Rick Bolus High Potential Blue Chip Basketball Camp
- Type: Private
- Industry: Camp, Sports Camp
- Founded: 1980
- Headquarters: Shepherdsville, Kentucky
- Key people: Rick Bolus, Founder of High Potential Blue Chip, Scout
- Website: http://www.basketball-camp.net

= Rick Bolus High Potential "Blue-Chip" Basketball Camp =

Rick Bolus High Potential "Blue-Chip" Basketball Camp is a youth basketball camp organization that holds camps annually during the summer months. The camp was created by basketball scout Rick Bolus who is based out of Kentucky.

==History==

The "Blue-Chip" Basketball Camp began in 1980 for the purpose of providing exposure and evaluation for middle and high school level basketball players during the summer offseason. Bolus has served as a basketball scout since 1973 when he started the High Potential recruiting service.

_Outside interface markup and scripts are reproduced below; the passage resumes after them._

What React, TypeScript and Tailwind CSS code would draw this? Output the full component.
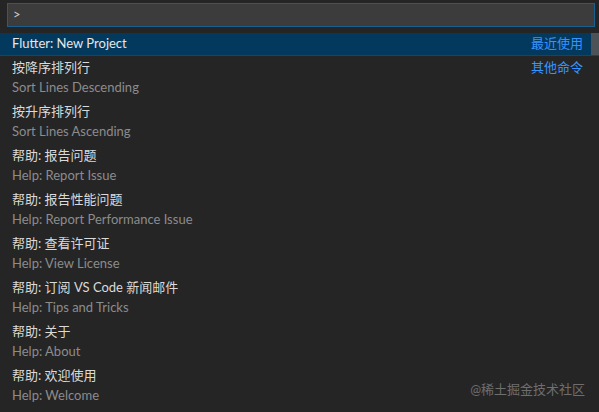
import React from "react";

const items = [
  { zh: "按降序排列行", en: "Sort Lines Descending", tag: "其他命令" },
  { zh: "按升序排列行", en: "Sort Lines Ascending" },
  { zh: "帮助: 报告问题", en: "Help: Report Issue" },
  { zh: "帮助: 报告性能问题", en: "Help: Report Performance Issue" },
  { zh: "帮助: 查看许可证", en: "Help: View License" },
  { zh: "帮助: 订阅 VS Code 新闻邮件", en: "Help: Tips and Tricks" },
  { zh: "帮助: 关于", en: "Help: About" },
  { zh: "帮助: 欢迎使用", en: "Help: Welcome" },
];

const App = () => {
  return (
    <div
      className="relative w-[599px] h-[412px] overflow-hidden bg-[#252526] text-[13px]"
      style={{ fontFamily: 'Lato, "Noto Sans CJK SC", sans-serif' }}
    >
      <div className="px-[7px] pt-[3px] pr-[4px]">
        <div className="h-[24px] border border-[#1b5f8f] bg-[#3c3c3c] pl-[5px] flex items-center text-[#cccccc] text-[13px]">
          &gt;
        </div>
      </div>

      <div className="mt-[6px] flex flex-col">
        <div className="h-[23px] flex items-center bg-[#04395e] border-b border-[#3a3a3a]">
          <span className="pl-[12px] text-[#e6e6e6] flex-1">Flutter: New Project</span>
          <span className="text-[#3794ff] mr-[8px]">最近使用</span>
          <div className="w-[8px] h-full bg-[#4d5257]" />
        </div>

        {items.map((it) => (
          <div key={it.en} className="h-[44px] flex pl-[12px] pr-[16px]">
            <div className="flex-1 flex flex-col">
              <div className="h-[22px] leading-[22px] text-[#dadada]">{it.zh}</div>
              <div className="h-[18px] leading-[18px] text-[#8c8c8c]">{it.en}</div>
            </div>
            {it.tag && (
              <div className="h-[22px] leading-[22px] text-[#3794ff]">{it.tag}</div>
            )}
          </div>
        ))}
      </div>

      <div className="absolute right-[14px] bottom-[13px] text-[13px] text-[#6e6e6e]">
        @稀土掘金技术社区
      </div>
    </div>
  );
};

export default App;
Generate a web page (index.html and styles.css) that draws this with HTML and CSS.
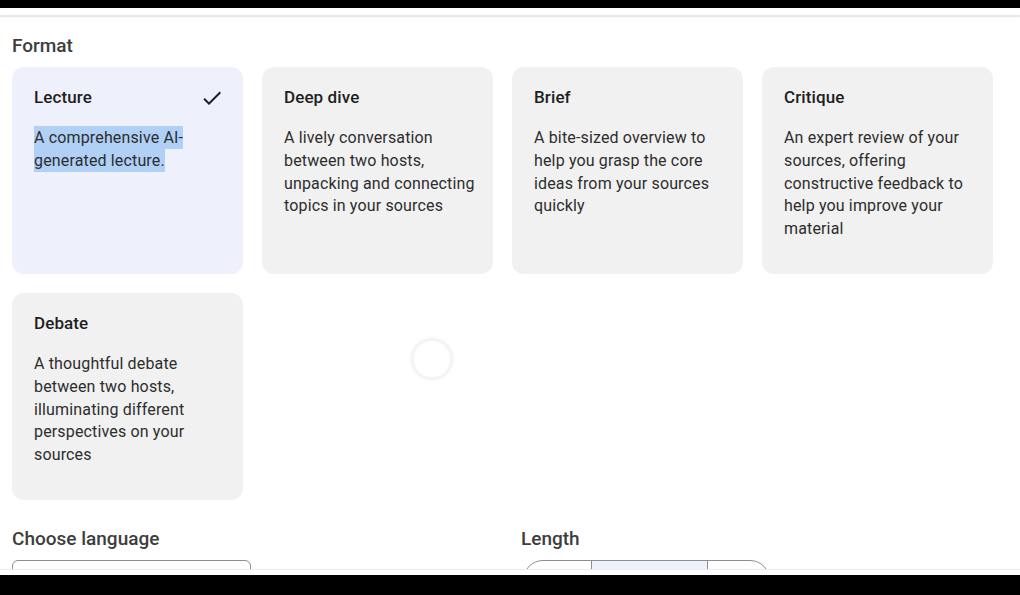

The camp was created particularly to help provide awareness for talented "sleepers" that could otherwise go unnoticed by college recruiters and coaches. "Blue-Chip" camps have been held primarily at colleges and universities in the state of Kentucky which include Northern Kentucky University, Bellarmine University, Campbellsville University, and Georgetown College.

"Blue-Chip" camps have been featured in USA Today and the Louisville Courier-Journal.